The Dissent argues there are two kinds of jurisdiction: personal jurisdiction and general jurisdiction. Personal jurisdiction applies only to specific claims while general jurisdiction applies to any and all claims. Justice Barrett states because of this case, states can now manufacture their “consent” to assert personal jurisdiction. General jurisdiction is only available in the “at-home” state where a corporation is incorporated or their principal place of business. As the “contract” was for any and all claims, the Court should have looked to general jurisdiction instead of personal jurisdiction. A Defendant’s ability to waive its objection to personal jurisdiction reflects that the Due Process Clause protects individual rights. Compliance to the registration laws should not have subjected the corporations to any case in the state, but limited to those related to the forum.
He argues that the very point of International Shoe was to cast aside legal fictions built on the old approach to personal jurisdiction and replace them with contact-based tests. Justice Barrett states consent was one of those particular “legal fictions.”

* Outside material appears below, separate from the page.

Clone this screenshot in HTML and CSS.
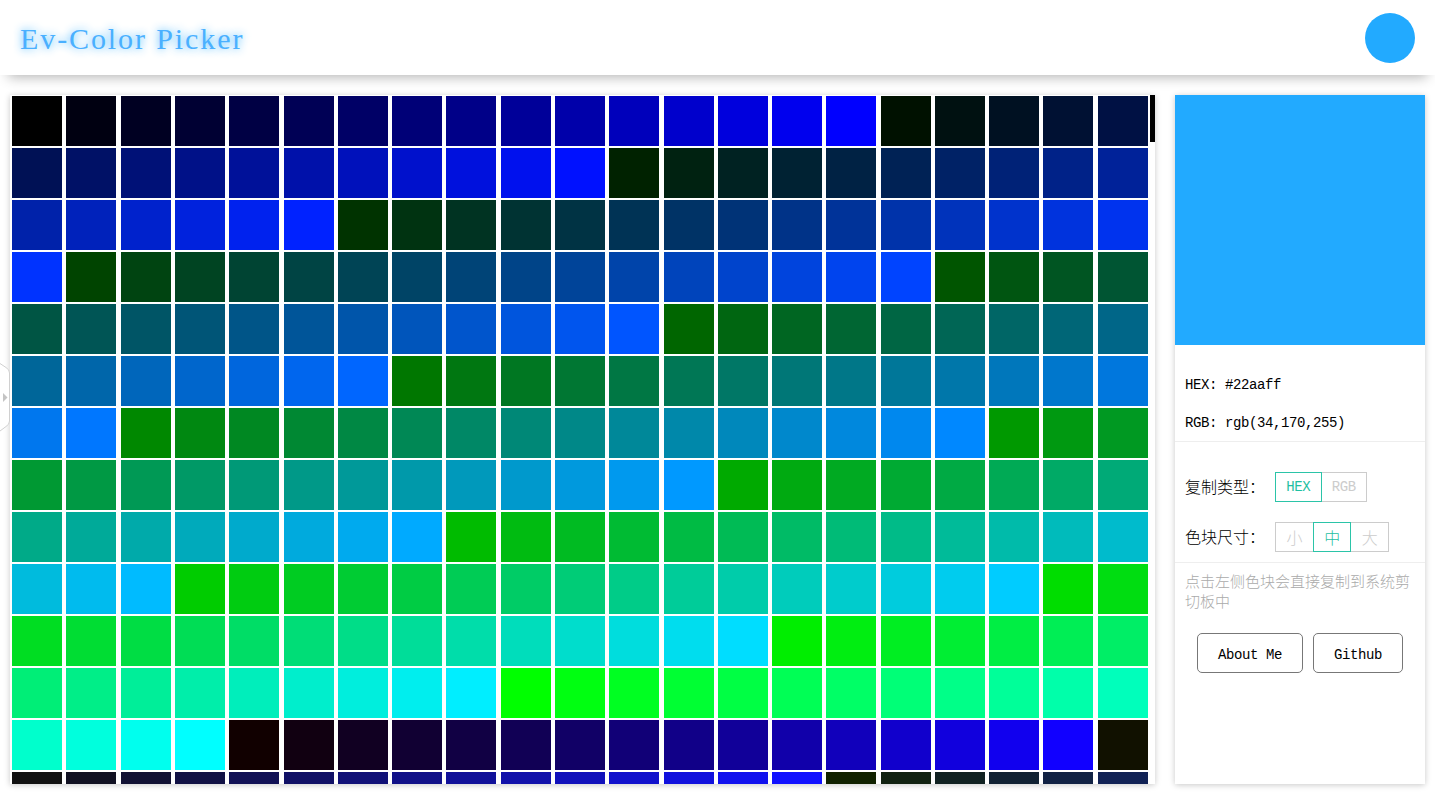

Justice Barrett also points out that BNSF Ry. V. Tyrrell, 581 US 402, from 2021 is a similar case that upholds International Shoe and was completely ignored by the majority. BNSF looked at whether Montana’s courts could exercise general jurisdiction over the BNSF railroad. No one resided in Montana or suffered an injury there and one of the Plaintiffs also alleged they were exposed to toxic substances from the railroad that caused cancer. BNSF had railroad tracks in Montana but it was not incorporated or headquartered there. The decision in BNSF stated in-state business does not suffice to permit the assertion of general jurisdiction over claims that are unrelated to any activity occurring in the state. This has continued to be the rule in many state courts—including Missouri, that compliance with registration or doing business in that state does not equal consent to general jurisdiction. The state of Pennsylvania itself also does not consider this registration as consent.
The greatest concern in this decision is not just the extension of personal jurisdiction where the parties do not reside and the injury did not occur, but that the Supreme Court has decided that they can back on overturned decisions. Because of Shaffer does this mean that International Shoe is overturned? Is Shaffer overturned and judges can pick and choose precedents—overturned or valid? Choosing cases that “directly control” and stating the Court has the prerogative to change precedent is a change in how the Court operates. Such a precedent in the Courts only threatens the rules and regulations that we live under today.